En tout cas, la querelle des Anciens et des Modernes intervient à des périodes où des textes sont redécouverts ou réinterprétés d'une autre manière qu'habituelle. Et ces redécouverte - ou simplement découvertes - se réalisent dans un monde bien réel lui, contrairement au scénario des oeuvres fictives, dans un monde de conflits politiques où les enjeux dépassent de loin les conflits purement éditoriaux ou littéraires...

    François TRÉMOLIÈRES fait une présentation de la querelle des Anciens et des modernes, relativement influencée par les thèses de Marc FUMAROLI, professeur des universités, historien, essayiste et académicien français spécialiste du XVIIème siècle, né en 1932.

  "A la différence, écrit-il, des humanistes, les inventeurs de ce que nous appelons aujourd'hui les sciences exactes ne nourrissent aucun complexe à l'égard de l'Antiquité. Conscients des progrès qu'ils réalisent, ils les expriment dans les langues vulgaires et délaissent progressivement le latin, réservé, écrit Descartes dans le Discours de la méthode (1637), "à ceux qui ne croient qu'aux livres anciens". Ils se séparent alors de la culture lettrée, qui se nourrit au contraire du dialogue avec les grandes oeuvres qui ont précédé. C'est sous cette forme d'un conflit entre deux cultures : scientifique et littéraire, que, à la fin du XVIIème siècle, s'opposèrent en Angleterre sir William Temple (et son jeune secrétaire Jonathan SWIFT, futur auteur des Voyages de Gulliver), défenseur des Anciens, et William Cotton, assisté de Richard Bentley, dont la Dissertation sur les lettres de Philaris (des lettres apocryphes dont la supposée antiquité témoignait de la supériorité des Anciens) ruinait l'un des arguments de Temple, en montrant la fragilité de la science historique de ce dernier. L'érudition et la philologie devenaient l'un des théâtres du conflit, comme en France, à la même époque, dans les arguments échangés autour d'Omettre, l'un des épisodes de la fameuse "Querelle des Anciens et des Mondernes"."
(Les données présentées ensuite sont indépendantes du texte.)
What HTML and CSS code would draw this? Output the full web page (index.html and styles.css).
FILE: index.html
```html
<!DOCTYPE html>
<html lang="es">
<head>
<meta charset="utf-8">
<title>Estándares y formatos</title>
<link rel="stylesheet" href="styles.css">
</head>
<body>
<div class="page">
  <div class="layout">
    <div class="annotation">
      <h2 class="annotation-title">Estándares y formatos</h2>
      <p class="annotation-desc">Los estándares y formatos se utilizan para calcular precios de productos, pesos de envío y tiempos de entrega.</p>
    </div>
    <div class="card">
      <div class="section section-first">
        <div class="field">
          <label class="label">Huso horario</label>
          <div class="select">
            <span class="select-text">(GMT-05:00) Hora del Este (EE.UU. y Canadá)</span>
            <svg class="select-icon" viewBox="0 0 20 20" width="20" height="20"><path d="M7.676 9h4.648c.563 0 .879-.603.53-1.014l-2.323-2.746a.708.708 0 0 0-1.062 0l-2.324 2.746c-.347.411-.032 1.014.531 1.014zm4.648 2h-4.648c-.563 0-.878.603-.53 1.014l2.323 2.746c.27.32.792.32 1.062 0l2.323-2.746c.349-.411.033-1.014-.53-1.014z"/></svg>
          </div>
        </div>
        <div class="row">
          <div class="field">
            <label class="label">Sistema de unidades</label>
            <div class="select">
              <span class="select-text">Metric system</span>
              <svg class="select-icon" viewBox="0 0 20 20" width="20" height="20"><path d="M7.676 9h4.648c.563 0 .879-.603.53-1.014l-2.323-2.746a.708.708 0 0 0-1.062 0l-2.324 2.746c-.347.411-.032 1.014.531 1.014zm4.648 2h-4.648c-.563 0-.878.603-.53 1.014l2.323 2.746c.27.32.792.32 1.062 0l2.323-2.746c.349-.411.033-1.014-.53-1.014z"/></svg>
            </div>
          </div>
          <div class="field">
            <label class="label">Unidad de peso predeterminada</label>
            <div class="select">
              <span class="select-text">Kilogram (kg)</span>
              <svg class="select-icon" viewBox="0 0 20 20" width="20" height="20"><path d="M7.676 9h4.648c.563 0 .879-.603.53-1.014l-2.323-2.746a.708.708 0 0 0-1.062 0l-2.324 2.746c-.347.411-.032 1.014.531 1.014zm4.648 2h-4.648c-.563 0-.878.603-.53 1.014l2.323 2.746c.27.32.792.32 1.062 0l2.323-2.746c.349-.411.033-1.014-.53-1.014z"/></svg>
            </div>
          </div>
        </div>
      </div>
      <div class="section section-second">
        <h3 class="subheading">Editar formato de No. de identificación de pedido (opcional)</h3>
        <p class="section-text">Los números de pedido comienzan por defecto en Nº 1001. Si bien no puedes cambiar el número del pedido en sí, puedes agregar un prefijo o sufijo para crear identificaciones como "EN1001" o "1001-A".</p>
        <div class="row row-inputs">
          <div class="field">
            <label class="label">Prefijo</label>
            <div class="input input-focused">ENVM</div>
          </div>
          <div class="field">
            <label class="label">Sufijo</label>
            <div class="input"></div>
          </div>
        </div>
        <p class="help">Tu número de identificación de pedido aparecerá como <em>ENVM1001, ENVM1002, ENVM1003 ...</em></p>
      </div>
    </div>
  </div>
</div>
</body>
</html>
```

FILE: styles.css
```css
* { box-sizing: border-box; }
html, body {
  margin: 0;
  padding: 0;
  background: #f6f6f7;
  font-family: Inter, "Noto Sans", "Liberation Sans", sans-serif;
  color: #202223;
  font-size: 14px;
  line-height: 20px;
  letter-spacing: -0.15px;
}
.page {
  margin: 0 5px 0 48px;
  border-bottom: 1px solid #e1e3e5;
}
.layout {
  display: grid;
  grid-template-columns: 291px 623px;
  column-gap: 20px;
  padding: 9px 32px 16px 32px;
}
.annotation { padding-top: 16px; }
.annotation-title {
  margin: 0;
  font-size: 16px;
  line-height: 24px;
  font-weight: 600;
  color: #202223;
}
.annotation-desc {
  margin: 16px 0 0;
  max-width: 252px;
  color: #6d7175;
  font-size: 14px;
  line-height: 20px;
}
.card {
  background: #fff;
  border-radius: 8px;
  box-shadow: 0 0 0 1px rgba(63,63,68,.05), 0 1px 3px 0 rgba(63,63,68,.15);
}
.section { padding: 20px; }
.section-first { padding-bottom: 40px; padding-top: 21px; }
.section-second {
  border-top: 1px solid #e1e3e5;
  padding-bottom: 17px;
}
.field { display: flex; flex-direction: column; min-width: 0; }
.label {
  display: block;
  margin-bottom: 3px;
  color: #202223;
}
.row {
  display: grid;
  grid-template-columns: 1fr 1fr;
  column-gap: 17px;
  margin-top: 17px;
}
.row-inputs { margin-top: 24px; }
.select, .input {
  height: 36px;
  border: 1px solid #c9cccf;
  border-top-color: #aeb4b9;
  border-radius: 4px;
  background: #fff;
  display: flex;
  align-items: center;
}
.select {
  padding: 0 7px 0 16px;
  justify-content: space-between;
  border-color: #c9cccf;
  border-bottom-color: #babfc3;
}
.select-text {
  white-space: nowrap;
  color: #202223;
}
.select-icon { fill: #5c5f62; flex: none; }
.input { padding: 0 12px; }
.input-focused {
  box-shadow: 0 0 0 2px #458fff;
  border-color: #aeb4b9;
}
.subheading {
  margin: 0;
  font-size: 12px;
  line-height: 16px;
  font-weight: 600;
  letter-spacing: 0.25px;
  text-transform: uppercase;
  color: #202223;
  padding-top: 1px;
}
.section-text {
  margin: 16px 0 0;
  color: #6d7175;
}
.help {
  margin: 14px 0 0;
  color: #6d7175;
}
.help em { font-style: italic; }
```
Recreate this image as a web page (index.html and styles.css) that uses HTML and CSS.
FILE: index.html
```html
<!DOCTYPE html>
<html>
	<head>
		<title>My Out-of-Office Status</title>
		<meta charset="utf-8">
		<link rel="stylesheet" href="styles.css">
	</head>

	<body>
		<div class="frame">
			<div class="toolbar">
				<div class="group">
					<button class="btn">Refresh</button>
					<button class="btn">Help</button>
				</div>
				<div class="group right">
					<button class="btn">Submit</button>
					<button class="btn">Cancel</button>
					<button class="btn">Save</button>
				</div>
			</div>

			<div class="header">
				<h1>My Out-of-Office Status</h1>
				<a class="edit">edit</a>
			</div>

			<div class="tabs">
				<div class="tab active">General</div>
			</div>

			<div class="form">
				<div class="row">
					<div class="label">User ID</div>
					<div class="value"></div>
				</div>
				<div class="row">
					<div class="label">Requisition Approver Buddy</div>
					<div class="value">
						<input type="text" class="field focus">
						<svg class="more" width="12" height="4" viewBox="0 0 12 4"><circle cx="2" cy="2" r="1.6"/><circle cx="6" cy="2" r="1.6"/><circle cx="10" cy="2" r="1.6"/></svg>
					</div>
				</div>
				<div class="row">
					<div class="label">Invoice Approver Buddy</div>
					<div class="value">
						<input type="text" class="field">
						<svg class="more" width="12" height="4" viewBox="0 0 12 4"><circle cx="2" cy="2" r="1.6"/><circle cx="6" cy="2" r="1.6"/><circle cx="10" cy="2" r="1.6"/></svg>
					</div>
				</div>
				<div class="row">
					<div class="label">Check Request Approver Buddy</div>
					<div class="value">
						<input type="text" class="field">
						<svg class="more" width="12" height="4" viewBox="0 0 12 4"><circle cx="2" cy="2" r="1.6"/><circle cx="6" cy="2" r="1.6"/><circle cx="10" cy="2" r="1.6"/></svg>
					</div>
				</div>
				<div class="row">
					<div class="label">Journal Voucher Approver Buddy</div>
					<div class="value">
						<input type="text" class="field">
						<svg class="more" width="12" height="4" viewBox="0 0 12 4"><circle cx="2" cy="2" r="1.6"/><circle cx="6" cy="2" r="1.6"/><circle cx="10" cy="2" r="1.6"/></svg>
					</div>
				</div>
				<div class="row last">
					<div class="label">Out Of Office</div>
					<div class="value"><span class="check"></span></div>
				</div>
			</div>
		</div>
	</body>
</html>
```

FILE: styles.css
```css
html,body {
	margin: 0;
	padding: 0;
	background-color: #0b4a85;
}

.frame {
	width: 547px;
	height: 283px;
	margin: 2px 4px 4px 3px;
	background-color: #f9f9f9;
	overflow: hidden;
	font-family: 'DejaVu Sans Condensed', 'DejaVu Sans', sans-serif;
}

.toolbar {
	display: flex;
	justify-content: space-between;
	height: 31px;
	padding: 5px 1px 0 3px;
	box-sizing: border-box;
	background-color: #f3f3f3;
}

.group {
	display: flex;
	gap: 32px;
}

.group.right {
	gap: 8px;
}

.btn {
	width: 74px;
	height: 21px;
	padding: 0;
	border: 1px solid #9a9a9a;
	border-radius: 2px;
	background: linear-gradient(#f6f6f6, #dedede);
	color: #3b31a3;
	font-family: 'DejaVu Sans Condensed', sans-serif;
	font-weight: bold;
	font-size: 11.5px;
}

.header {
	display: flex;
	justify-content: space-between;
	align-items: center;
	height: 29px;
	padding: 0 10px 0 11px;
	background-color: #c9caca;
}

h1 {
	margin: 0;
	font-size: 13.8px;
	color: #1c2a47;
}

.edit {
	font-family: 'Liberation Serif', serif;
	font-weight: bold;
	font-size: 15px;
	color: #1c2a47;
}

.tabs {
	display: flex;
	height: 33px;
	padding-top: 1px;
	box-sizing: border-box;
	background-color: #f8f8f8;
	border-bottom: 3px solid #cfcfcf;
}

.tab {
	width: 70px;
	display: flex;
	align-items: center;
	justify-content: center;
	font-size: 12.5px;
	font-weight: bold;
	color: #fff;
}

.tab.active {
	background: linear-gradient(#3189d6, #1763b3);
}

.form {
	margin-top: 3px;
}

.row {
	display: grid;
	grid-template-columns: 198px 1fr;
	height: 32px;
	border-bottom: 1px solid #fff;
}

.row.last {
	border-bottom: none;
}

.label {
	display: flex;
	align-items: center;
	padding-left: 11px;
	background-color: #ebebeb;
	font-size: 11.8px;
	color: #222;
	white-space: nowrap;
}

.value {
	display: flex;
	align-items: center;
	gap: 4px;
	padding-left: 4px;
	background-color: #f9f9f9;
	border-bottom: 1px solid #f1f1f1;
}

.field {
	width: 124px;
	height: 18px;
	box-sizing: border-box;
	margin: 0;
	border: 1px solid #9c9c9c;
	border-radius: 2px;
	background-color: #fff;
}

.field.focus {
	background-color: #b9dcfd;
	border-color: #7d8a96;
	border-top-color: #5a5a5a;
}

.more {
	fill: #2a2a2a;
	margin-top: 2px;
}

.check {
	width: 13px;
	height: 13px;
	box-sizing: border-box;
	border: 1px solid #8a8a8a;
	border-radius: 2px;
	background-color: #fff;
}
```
Les enjeux pourraient n'apparaitre que comme littéraire ou de présentation des oeuvres scientifiques (même si par là l'élitisme du latin se trouve pris à partie), si ne s'y mêlaient (en plus les guerres de religion ne sont pas loin dans le passé...), la religion. "Bosquet allait faire de la Tradition une véritable preuve de l'orthodoxie catholique, et les "variations" supposées incessantes des "prétendus réformés" (les Protestants) le signe irréfutable de l'hérésie. Par voie de conséquence, la théologie prenait le risque de se séparer à son tour du mouvement des sciences (ce qui, entre nous est une litote...) : Malebranche prendra grand soin de la distinguer de la philosophie, pour laquelle il n'y a pas d'autre autorité que la raison. Pouvait-on cependant reconnaitre cette dernières sans admettre la pérennité de la vérité - et déplacer alors les prétentions de la théologie sur le terrain de la métaphysique? Par le travail critique, Kant, héritier direct des Lumières, inaugure une modernité plus radicale, en se faisant de la vérité une conception non pas essentialiste ou réaliste (comparable à un objet à atteindre) mais procédurale, liée aux opérations de l'esprit. Dès lors que, pour elle, il n'existe pas de perfection acquise, la raison ne cesse d'avancer, elle s'identifie au progrès. Les mouvements artistiques et littéraires qui, au XIXe et au XXe siècle, se réclameront de la modernité ne comprendront plus qu'il puisse y avoir révérence pour des Anciens : ils se revendiqueront d'avant-garde, c'est-à-dire en rupture avec toute tradition. Cet élan progressiste qui, du romantisme au surréalisme, allie souvent l'art et la politique, s'est émoussé dans la seconde moitié du XXème siècle. Lui succède, dans les dernières décennies, un postmodernisme plus ironique et détaché de l'histoire, comme des prétentions au vrai."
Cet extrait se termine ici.